■ Description of the task ■
Find how many lines in the material hold the word "styles", then state that number and nothing more.

■ Data section ■
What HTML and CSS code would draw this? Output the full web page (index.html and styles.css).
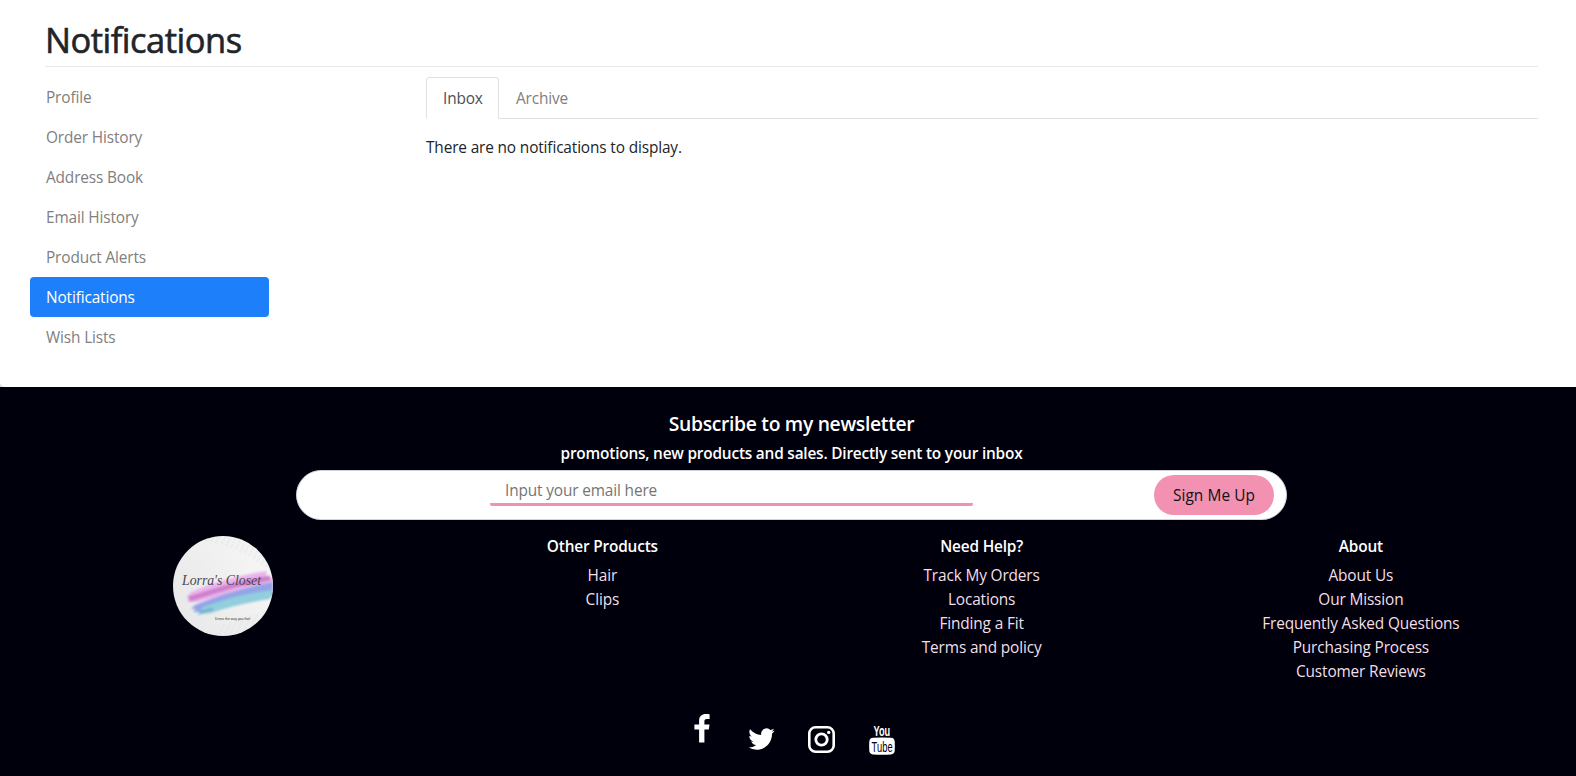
FILE: index.html
```html
<!DOCTYPE html>
<html lang="en">
<head>
<meta charset="utf-8">
<title>Notifications</title>
<link rel="stylesheet" href="styles.css">
</head>
<body>
<div class="backdrop">
  <main class="account">
    <h1 class="title">Notifications</h1>
    <div class="columns">
      <nav class="side-nav">
        <a>Profile</a>
        <a>Order History</a>
        <a>Address Book</a>
        <a>Email History</a>
        <a>Product Alerts</a>
        <a class="active">Notifications</a>
        <a>Wish Lists</a>
      </nav>
      <section class="content">
        <div class="tabs">
          <a class="tab current">Inbox</a>
          <a class="tab">Archive</a>
        </div>
        <p class="empty">There are no notifications to display.</p>
      </section>
    </div>
  </main>
</div>
<footer class="footer">
  <h5 class="news-title">Subscribe to my newsletter</h5>
  <h6 class="news-sub">promotions, new products and sales. Directly sent to your inbox</h6>
  <form class="signup">
    <input class="email" type="text" placeholder="Input your email here">
    <button class="join" type="button">Sign Me Up</button>
  </form>
  <div class="links">
    <div class="logo-cell">
      <svg class="logo" viewBox="0 0 100 100">
        <defs>
          <clipPath id="disc"><circle cx="50" cy="50" r="50"/></clipPath>
          <linearGradient id="paper" x1="1" y1="0" x2="0" y2=".6"><stop offset="0" stop-color="#f8f8f8"/><stop offset="1" stop-color="#e9e9ea"/></linearGradient>
          <pattern id="weave" width="5" height="3" patternUnits="userSpaceOnUse" patternTransform="rotate(28)"><path d="M0 1H3" stroke="#dedede" stroke-width=".8"/></pattern>
          <filter id="soft"><feGaussianBlur stdDeviation=".8"/></filter>
        </defs>
        <g clip-path="url(#disc)">
          <rect width="100" height="100" fill="url(#paper)"/>
          <path d="M30 0H100V38Q65 8 30 6ZM45 90L100 72V100H45Z" fill="url(#weave)"/>
          <g filter="url(#soft)">
            <path d="M18 56Q50 42 94 35L93 40L100 42V54Q60 56 24 66L14 66L17 62L13 62Z" fill="#e9b4ec"/>
            <path d="M16 63Q45 54 62 49L97 42" stroke="#cf80cc" stroke-width="5" fill="none"/>
            <path d="M22 69Q58 54 100 46V60Q60 66 28 76L20 76L23 73L18 73Z" fill="#93a5e6"/>
            <path d="M30 71Q65 58 100 54L97 63Q65 68 38 77L24 79L27 75Z" fill="#91cfdd"/>
            <path d="M27 76L40 73" stroke="#74abcd" stroke-width="2.5" fill="none"/>
          </g>
          <text class="logo-name" x="9" y="49" textLength="79" lengthAdjust="spacingAndGlyphs">Lorra's Closet</text>
          <text class="logo-tag" x="42" y="84" textLength="35" lengthAdjust="spacingAndGlyphs">Dress the way you feel</text>
        </g>
      </svg>
    </div>
    <div class="col">
      <h6>Other Products</h6>
      <a>Hair</a>
      <a>Clips</a>
    </div>
    <div class="col">
      <h6>Need Help?</h6>
      <a>Track My Orders</a>
      <a>Locations</a>
      <a>Finding a Fit</a>
      <a>Terms and policy</a>
    </div>
    <div class="col">
      <h6>About</h6>
      <a>About Us</a>
      <a>Our Mission</a>
      <a>Frequently Asked Questions</a>
      <a>Purchasing Process</a>
      <a>Customer Reviews</a>
    </div>
  </div>
  <div class="social">
    <svg class="facebook" viewBox="0 0 16 29"><path d="M15.6.3V4.9H12.9C10.8 4.9 10.4 5.9 10.4 7.3V10.4H15.5L14.8 15.4H10.4V28.5H5.1V15.4H.4V10.4H5.1V6.7C5.1 2.3 7.8 0 11.8 0 13.6 0 15.2.1 15.6.3Z" fill="#fff"/></svg>
    <svg class="twitter" viewBox="0 0 24 20"><path d="M23.95 2.57a10 10 0 0 1-2.82.77 4.96 4.96 0 0 0 2.16-2.72c-.95.55-2 .96-3.13 1.18a4.92 4.92 0 0 0-8.38 4.48C7.69 6.1 4.07 4.14 1.64 1.16a4.82 4.82 0 0 0-.67 2.48c0 1.71.87 3.21 2.19 4.1a4.9 4.9 0 0 1-2.23-.62v.06a4.92 4.92 0 0 0 3.95 4.83 5 5 0 0 1-2.21.08 4.94 4.94 0 0 0 4.6 3.42A9.87 9.87 0 0 1 0 17.54a14 14 0 0 0 7.55 2.21c9.05 0 14-7.5 14-13.98 0-.21 0-.42-.02-.63a9.94 9.94 0 0 0 2.46-2.55z" fill="#fff"/></svg>
    <svg class="instagram" viewBox="0 0 27 27"><rect x="1.3" y="1.3" width="24.4" height="24.4" rx="6.3" fill="none" stroke="#fff" stroke-width="2.6"/><circle cx="13.5" cy="13.5" r="5.7" fill="none" stroke="#fff" stroke-width="2.8"/><circle cx="20.7" cy="6.4" r="1.7" fill="#fff"/></svg>
    <svg class="youtube" viewBox="0 0 26 31"><text class="you" x="4.6" y="12" textLength="16.6" lengthAdjust="spacingAndGlyphs">You</text><path d="M4 13.8Q13 13 22 13.8Q25.4 14 25.7 17.5Q26 22 25.7 27Q25.4 30 22 30.4Q13 31 4 30.4Q.6 30 .3 27Q0 22 .3 17.5Q.6 14 4 13.8Z" fill="#fff"/><text class="tube" x="2.6" y="27.6" textLength="21" lengthAdjust="spacingAndGlyphs">Tube</text></svg>
  </div>
</footer>
</body>
</html>
```

FILE: styles.css
```css
* { box-sizing: border-box; }
body {
  margin: 0;
  font: 400 15.4px/24px "Open Sans", "Noto Sans", sans-serif;
  letter-spacing: -0.14px;
  color: #212529;
  background: #fff;
}
h1, h5, h6, p { margin: 0; }
.backdrop { background: linear-gradient(90deg, #ddd 50%, #fff 50%); }
.account {
  height: 387px;
  padding: 18px 38px 0 45px;
  background: #fff;
  border-bottom-left-radius: 5px;
}
.title {
  height: 49px;
  border-bottom: 1px solid #e9e9e9;
  font-size: 34.5px;
  font-weight: 500;
  line-height: 43px;
  letter-spacing: -0.5px;
  -webkit-text-stroke: 0.6px #212529;
}
.columns { display: flex; padding: 10px 0 0 1px; }
.side-nav {
  display: flex;
  flex-direction: column;
  width: 239px;
  margin: 0 157px 0 -16px;
}
.side-nav a {
  height: 40px;
  padding: 9px 16px 7px;
  border-radius: 4px;
  color: #808080;
}
.side-nav .active { color: #fff; background: #1e7ffb; }
.content { flex: 1; }
.tabs { display: flex; height: 42px; border-bottom: 1px solid #dee2e6; }
.tab {
  height: 42px;
  padding: 10px 17px 8px;
  color: #808080;
}
.tab.current {
  width: 73px;
  padding: 9px 16px 7px;
  border: 1px solid #dee2e6;
  border-bottom-color: #fff;
  border-radius: 4px 4px 0 0;
  color: #495057;
}
.empty { padding-top: 17px; }

.footer {
  height: 389px;
  padding: 24px 26px 0 33px;
  background: #00000c;
  color: #fff;
  text-align: center;
}
.news-title {
  font-size: 19.3px;
  font-weight: 600;
  line-height: 26px;
  letter-spacing: -0.3px;
}
.news-sub {
  height: 33px;
  padding-top: 5px;
  font-size: 15.4px;
  font-weight: 600;
  line-height: 24px;
  letter-spacing: -0.2px;
}
.signup {
  display: flex;
  align-items: flex-start;
  justify-content: space-between;
  width: 991px;
  height: 50px;
  margin-left: 263px;
  padding: 4px 12px 0 193px;
  border: 1px solid #ced4da;
  border-radius: 25px;
  background: #fff;
}
.email {
  width: 483px;
  height: 31px;
  padding: 2px 15px 0;
  border: 0;
  border-bottom: 3px solid #f291b2;
  border-radius: 2px;
  font: inherit;
  letter-spacing: inherit;
  background: #fff;
}
.email::placeholder { color: #757575; opacity: 1; }
.join {
  width: 120px;
  height: 40px;
  padding: 2px 0 0;
  border: 0;
  border-radius: 20px;
  font: inherit;
  letter-spacing: 0.1px;
  color: #111;
  background: #f291b2;
}
.links {
  display: grid;
  grid-template-columns: repeat(4, 1fr);
  height: 178px;
  padding-top: 16px;
}
.logo { width: 100px; height: 100px; }
.logo-name {
  font: italic 15px "Liberation Serif", serif;
  letter-spacing: 0;
  fill: #4b4650;
}
.logo-tag { font: 3.6px "Liberation Sans", sans-serif; letter-spacing: 0; fill: #333; }
.col { display: flex; flex-direction: column; padding-left: 1px; color: #f3dfe7; }
.col h6 {
  height: 28px;
  font-size: 15.4px;
  font-weight: 600;
  line-height: 21px;
  letter-spacing: -0.18px;
  color: #fff;
}
.social {
  display: flex;
  align-items: flex-start;
  padding: 16px 0 0 661px;
}
.facebook { width: 16px; height: 29px; margin-right: 38px; }
.twitter { width: 27px; height: 22px; margin: 14px 33px 0 0; }
.instagram { width: 27px; height: 27px; margin: 12px 34px 0 0; }
.youtube { width: 26px; height: 31px; margin-top: 10px; overflow: visible; }
.you, .tube { font: 700 14.5px "Liberation Sans", sans-serif; letter-spacing: 0; fill: #fff; }
.tube { font-size: 15px; font-weight: 400; fill: #00000c; }
```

■ Response ■
3